Given exercise.
Every line that holds "this" should be shown.
## begin Data lines
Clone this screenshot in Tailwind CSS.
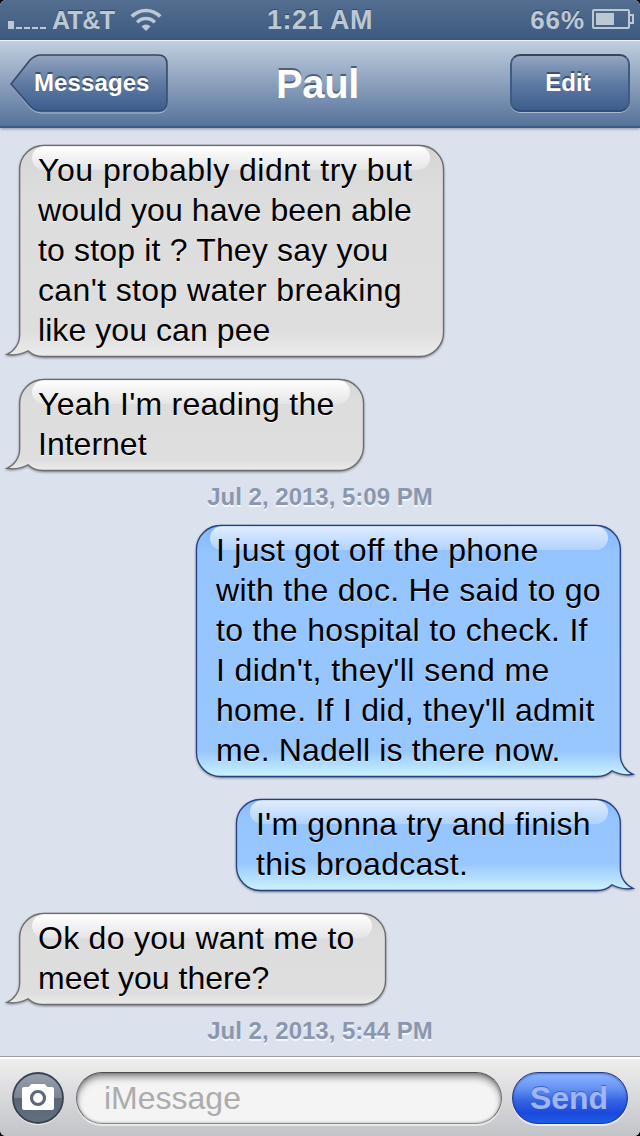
<!DOCTYPE html>
<html lang="en">
<head>
  <meta charset="UTF-8" />
  <title>Paul - Messages</title>
  <script src="https://cdn.jsdelivr.net/npm/@tailwindcss/browser@4"></script>
</head>
<body class="bg-black">
  <div class="w-[640px] h-[1136px] rounded-[6px] overflow-hidden bg-[#dbe1ed] flex flex-col font-['Liberation_Sans',Arial,sans-serif]">

    <!-- status bar -->
    <header class="h-10 shrink-0 grid grid-cols-3 items-center bg-linear-to-b from-[#536e8f] to-[#3d5a80] text-[#bdc8d5] text-[25px] leading-10 font-bold [text-shadow:0_-1px_0_#2c4567]">
      <div class="flex items-center pl-2">
        <svg class="w-[39px] h-10" viewBox="0 0 39 40" fill="#bdc8d5">
          <path d="M0 21h6v8H0zM8 27h6v2H8zM16 27h6v2h-6zM24 27h6v2h-6zM32 27h6v2h-6z" />
        </svg>
        <span class="ml-[5px] w-[64px] whitespace-nowrap tracking-[-0.6px]">AT&amp;T</span>
        <svg class="ml-[13px] w-[34px] h-10" viewBox="0 0 34 40" fill="none" stroke="#bdc8d5" stroke-width="3.6">
          <path d="M2.800 16.600a19.500 19.500 0 0 1 28.400 0" />
          <path d="M8.200 22.400a12 12 0 0 1 17.600 0" />
          <path d="M17 31l-4.500-4.500a6.300 6.300 0 0 1 9 0z" fill="#bdc8d5" stroke="none" />
        </svg>
      </div>
      <div class="text-center whitespace-nowrap text-[27px] tracking-[0.5px]">1:21 AM</div>
      <div class="flex items-center justify-end pr-[6px]">
        <span class="text-[26px] tracking-[0.9px]">66%</span>
        <svg class="ml-[6px] w-[43px] h-10" viewBox="0 0 43 40" fill="none" stroke="#bdc8d5" stroke-width="2">
          <rect x="2" y="10" width="36" height="18" rx="1" />
          <path d="M38 15h4v8h-4" />
          <path d="M5 13h18v12H5z" fill="#bdc8d5" stroke="none" />
        </svg>
      </div>
    </header>

    <!-- navigation bar -->
    <nav class="relative z-10 h-[88px] shrink-0 flex justify-between items-start pt-[13px] pl-[10px] pr-[10px] border-t border-t-[#eef3f8] border-b-2 border-b-[#3b5a86] bg-linear-to-b from-[#c1cfdf] to-[#57739a] shadow-[0_1px_3px_rgba(0,0,0,0.35)] text-white font-bold">
      <button class="relative w-[158px] h-[60px] pl-6 pb-[3px] text-left text-[24px] tracking-[0.1px] [text-shadow:0_-2px_0_#3a506f]">
        <svg class="absolute inset-0 w-[158px] h-[60px]" viewBox="0 0 158 60" fill="none">
          <defs>
            <linearGradient id="btn" x1="0" y1="0" x2="0" y2="1">
              <stop offset="0" stop-color="#94a5c0" />
              <stop offset=".5" stop-color="#5f7ba3" />
              <stop offset="1" stop-color="#3c5d8d" />
            </linearGradient>
            <linearGradient id="btnEdge" x1="0" y1="0" x2="0" y2="1">
              <stop offset="0" stop-color="#3a4557" />
              <stop offset="1" stop-color="#314d78" />
            </linearGradient>
          </defs>
          <path d="M1 31L20 7Q25 2 31 2H148Q157 2 157 11V49Q157 59 148 59H31Q25 59 20 54Z" stroke="#a9bad1" />
          <path d="M1 30L20 6Q25 1 31 1H148Q157 1 157 10V48Q157 57 148 57H31Q25 57 20 52Z" fill="url(#btn)" stroke="url(#btnEdge)" stroke-width="1.6" />
        </svg>
        <span class="relative">Messages</span>
      </button>
      <h1 class="w-20 pr-[5px] flex justify-center text-[40px] leading-[60px] tracking-[-0.4px] [text-shadow:0_-2px_0_#4d5f7b]">Paul</h1>
      <div class="w-[158px] flex justify-end">
        <button class="w-[120px] h-[58px] pb-px pr-1 rounded-[10px] border-2 border-t-[#3a4557] border-x-[#405b83] border-b-[#314d78] bg-linear-to-b from-[#94a5c0] via-[#5f7ba3] to-[#3c5d8d] shadow-[0_1px_0_#a9bad1] text-[24px] [text-shadow:0_-2px_0_#3a506f]">Edit</button>
      </div>
    </nav>

    <!-- shared gradients for the bubbles -->
    <svg class="absolute w-0 h-0">
      <defs>
        <linearGradient id="grey" x1="0" y1="0" x2="0" y2="1">
          <stop offset="0" stop-color="#d6d6d6" />
          <stop offset=".25" stop-color="#dddddd" />
          <stop offset=".88" stop-color="#dedede" />
          <stop offset="1" stop-color="#ececec" />
        </linearGradient>
        <linearGradient id="greyGloss" x1="0" y1="0" x2="0" y2="1">
          <stop offset="0" stop-color="#ffffff" />
          <stop offset="1" stop-color="#e5e5e5" />
        </linearGradient>
        <linearGradient id="blue" x1="0" y1="0" x2="0" y2="1">
          <stop offset="0" stop-color="#84b8fd" />
          <stop offset=".2" stop-color="#95c5ff" />
          <stop offset=".7" stop-color="#98c7ff" />
          <stop offset="1" stop-color="#cdf2ff" />
        </linearGradient>
        <linearGradient id="blueTall" x1="0" y1="0" x2="0" y2="1">
          <stop offset="0" stop-color="#84b8fd" />
          <stop offset=".12" stop-color="#95c5ff" />
          <stop offset=".9" stop-color="#98c7ff" />
          <stop offset="1" stop-color="#cdf2ff" />
        </linearGradient>
        <linearGradient id="blueGloss" x1="0" y1="0" x2="0" y2="1">
          <stop offset="0" stop-color="#e2edff" />
          <stop offset="1" stop-color="#b0d3ff" />
        </linearGradient>
      </defs>
    </svg>

    <main class="h-[928px] shrink-0 flex flex-col pt-[17px] text-[32px] leading-10 text-black">
      <div class="relative shrink-0 h-[212px] pl-[38px] pt-[5px] whitespace-nowrap [text-shadow:0_1px_0_rgba(255,255,255,0.7)]">
        <svg class="absolute left-0 top-0 w-[450px] h-[216px] overflow-visible drop-shadow-[0_1px_1px_rgba(0,0,0,0.4)]" viewBox="0 0 450 216">
          <path d="M19.700 24.500V190C19.700 199 14 206.500 7 209.400C14 210.500 22 209 28 205.800C32 209.500 37 211.500 43 211.500H419.500A24 24 0 0 0 443.500 187.500V24.500A24 24 0 0 0 419.500 .5H43.700A24 24 0 0 0 19.700 24.500Z" fill="url(#grey)" stroke="#6c6c6c" stroke-width="1.3" />
          <rect x="32" y="1.2" width="398" height="23.8" rx="12" fill="url(#greyGloss)" />
        </svg>
        <p class="relative">
          <span class="block tracking-[0.5px]">You probably didnt try but</span>
          <span class="block tracking-[0.08px]">would you have been able</span>
          <span class="block tracking-[0.17px]">to stop it ? They say you</span>
          <span class="block tracking-[0.37px]">can't stop water breaking</span>
          <span class="block tracking-[0.07px]">like you can pee</span>
        </p>
      </div>

      <div class="relative shrink-0 mt-[22px] h-[92px] pl-[38px] pt-[5px] whitespace-nowrap [text-shadow:0_1px_0_rgba(255,255,255,0.7)]">
        <svg class="absolute left-0 top-0 w-[370px] h-[96px] overflow-visible drop-shadow-[0_1px_1px_rgba(0,0,0,0.4)]" viewBox="0 0 370 96">
          <path d="M19.700 24.500V70C19.700 79 14 86.500 7 89.400C14 90.500 22 89 28 85.800C32 89.500 37 91.500 43 91.500H339.500A24 24 0 0 0 363.500 67.500V24.500A24 24 0 0 0 339.500 .5H43.700A24 24 0 0 0 19.700 24.500Z" fill="url(#grey)" stroke="#6c6c6c" stroke-width="1.3" />
          <rect x="32" y="1.2" width="318" height="23.8" rx="12" fill="url(#greyGloss)" />
        </svg>
        <p class="relative">
          <span class="block tracking-[0.26px]">Yeah I'm reading the</span>
          <span class="block">Internet</span>
        </p>
      </div>

      <div class="shrink-0 h-[54px] text-center text-[24px] leading-[52px] font-bold text-[#8a97ae] [text-shadow:0_2px_0_#f3f7fd]">Jul 2, 2013, 5:09 PM</div>

      <div class="relative shrink-0 h-[252px] pl-[216px] pt-[5px] whitespace-nowrap [text-shadow:0_1px_0_rgba(255,255,255,0.5)]">
        <svg class="absolute left-0 top-0 w-[640px] h-[256px] overflow-visible drop-shadow-[0_1px_1px_rgba(0,0,0,0.4)]" viewBox="0 0 640 256">
          <path d="M620.300 24.500V230C620.300 239 626 246.500 633 249.400C626 250.500 618 249 612 245.800C608 249.500 603 251.500 597 251.500H220.500A24 24 0 0 1 196.500 227.500V24.500A24 24 0 0 1 220.500 .5H596.300A24 24 0 0 1 620.300 24.500Z" fill="url(#blueTall)" stroke="#253f7f" stroke-width="1.3" />
          <rect x="210" y="1.2" width="398" height="23.8" rx="12" fill="url(#blueGloss)" />
        </svg>
        <p class="relative">
          <span class="block tracking-[0.27px]">I just got off the phone</span>
          <span class="block tracking-[0.29px]">with the doc. He said to go</span>
          <span class="block tracking-[0.32px]">to the hospital to check. If</span>
          <span class="block tracking-[0.41px]">I didn't, they'll send me</span>
          <span class="block tracking-[0.27px]">home. If I did, they'll admit</span>
          <span class="block tracking-[0.13px]">me. Nadell is there now.</span>
        </p>
      </div>

      <div class="relative shrink-0 mt-[22px] h-[92px] pl-[256px] pt-[5px] whitespace-nowrap [text-shadow:0_1px_0_rgba(255,255,255,0.5)]">
        <svg class="absolute left-0 top-0 w-[640px] h-[96px] overflow-visible drop-shadow-[0_1px_1px_rgba(0,0,0,0.4)]" viewBox="0 0 640 96">
          <path d="M620.300 24.500V70C620.300 79 626 86.500 633 89.400C626 90.500 618 89 612 85.800C608 89.500 603 91.500 597 91.500H260.500A24 24 0 0 1 236.500 67.500V24.500A24 24 0 0 1 260.500 .5H596.300A24 24 0 0 1 620.300 24.500Z" fill="url(#blue)" stroke="#253f7f" stroke-width="1.3" />
          <rect x="250" y="1.2" width="358" height="23.8" rx="12" fill="url(#blueGloss)" />
        </svg>
        <p class="relative">
          <span class="block tracking-[0.2px]">I'm gonna try and finish</span>
          <span class="block tracking-[0.27px]">this broadcast.</span>
        </p>
      </div>

      <div class="relative shrink-0 mt-[22px] h-[92px] pl-[38px] pt-[5px] whitespace-nowrap [text-shadow:0_1px_0_rgba(255,255,255,0.7)]">
        <svg class="absolute left-0 top-0 w-[390px] h-[96px] overflow-visible drop-shadow-[0_1px_1px_rgba(0,0,0,0.4)]" viewBox="0 0 390 96">
          <path d="M19.700 24.500V70C19.700 79 14 86.500 7 89.400C14 90.500 22 89 28 85.800C32 89.500 37 91.500 43 91.500H361.500A24 24 0 0 0 385.500 67.500V24.500A24 24 0 0 0 361.500 .5H43.700A24 24 0 0 0 19.700 24.500Z" fill="url(#grey)" stroke="#6c6c6c" stroke-width="1.3" />
          <rect x="32" y="1.2" width="340" height="23.8" rx="12" fill="url(#greyGloss)" />
        </svg>
        <p class="relative">
          <span class="block tracking-[0.27px]">Ok do you want me to</span>
          <span class="block">meet you there?</span>
        </p>
      </div>

      <div class="shrink-0 h-[51px] text-center text-[24px] leading-[52px] font-bold text-[#8a97ae] [text-shadow:0_2px_0_#f3f7fd]">Jul 2, 2013, 5:44 PM</div>
    </main>

    <!-- compose bar -->
    <footer class="h-20 shrink-0 flex items-start pl-3 pr-3 pt-[14px] border-t border-t-[#9b9ea4] bg-linear-to-b from-[#efefef] to-[#c3c4c8] shadow-[inset_0_2px_0_#fff]">
      <svg class="w-[52px] h-[54px] mt-px shrink-0" viewBox="0 0 52 54">
        <defs>
          <linearGradient id="cam" x1="0" y1="0" x2="0" y2="1">
            <stop offset="0" stop-color="#9aa1af" />
            <stop offset=".5" stop-color="#7a8492" />
            <stop offset=".5" stop-color="#5a6675" />
            <stop offset="1" stop-color="#626f7e" />
          </linearGradient>
        </defs>
        <circle cx="26" cy="27.5" r="25.5" fill="#f2f2f2" />
        <circle cx="26" cy="26" r="25" fill="url(#cam)" stroke="#394252" stroke-width="1.8" />
        <path d="M12 15h4q1 0 1.600-1l.8-1.200Q19 12 20 12h12q1 0 1.600.8l.8 1.200q.6 1 1.600 1h4q2 0 2 2v19q0 2-2 2H12q-2 0-2-2V17q0-2 2-2z" fill="#fff" />
        <circle cx="26" cy="26" r="6.500" fill="none" stroke="#5d6979" stroke-width="3.200" />
      </svg>
      <div class="ml-3 mt-px w-[426px] h-[52px] pl-[27px] rounded-full border border-t-[#4c4c4c] border-x-[#6a6a6a] border-b-[#8b8b8b] bg-[#f4f4f4] shadow-[inset_0_5px_7px_-1px_rgba(0,0,0,0.45),inset_0_0_3px_rgba(0,0,0,0.3),0_2px_0_rgba(255,255,255,0.6)] text-[32px] leading-[50px] text-[#acacac]">iMessage</div>
      <button class="ml-[10px] mt-px w-[116px] h-[52px] pb-px pr-[2px] rounded-full border border-[#1f3a8c] bg-[linear-gradient(#8db5ff,#6794f4_30%,#3565e2_55%,#1b48dc_80%,#1c5fe8)] shadow-[inset_0_1px_2px_rgba(0,20,90,0.4),0_2px_0_rgba(255,255,255,0.6)] text-[32px] leading-[48px] font-bold text-[#a0b6f2] [text-shadow:0_-1px_0_#3d64c4]">Send</button>
    </footer>
  </div>
</body>
</html>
## end Data lines
Written answer.
Clone this screenshot in Tailwind CSS.
          <span class="block tracking-[0.27px]">this broadcast.</span>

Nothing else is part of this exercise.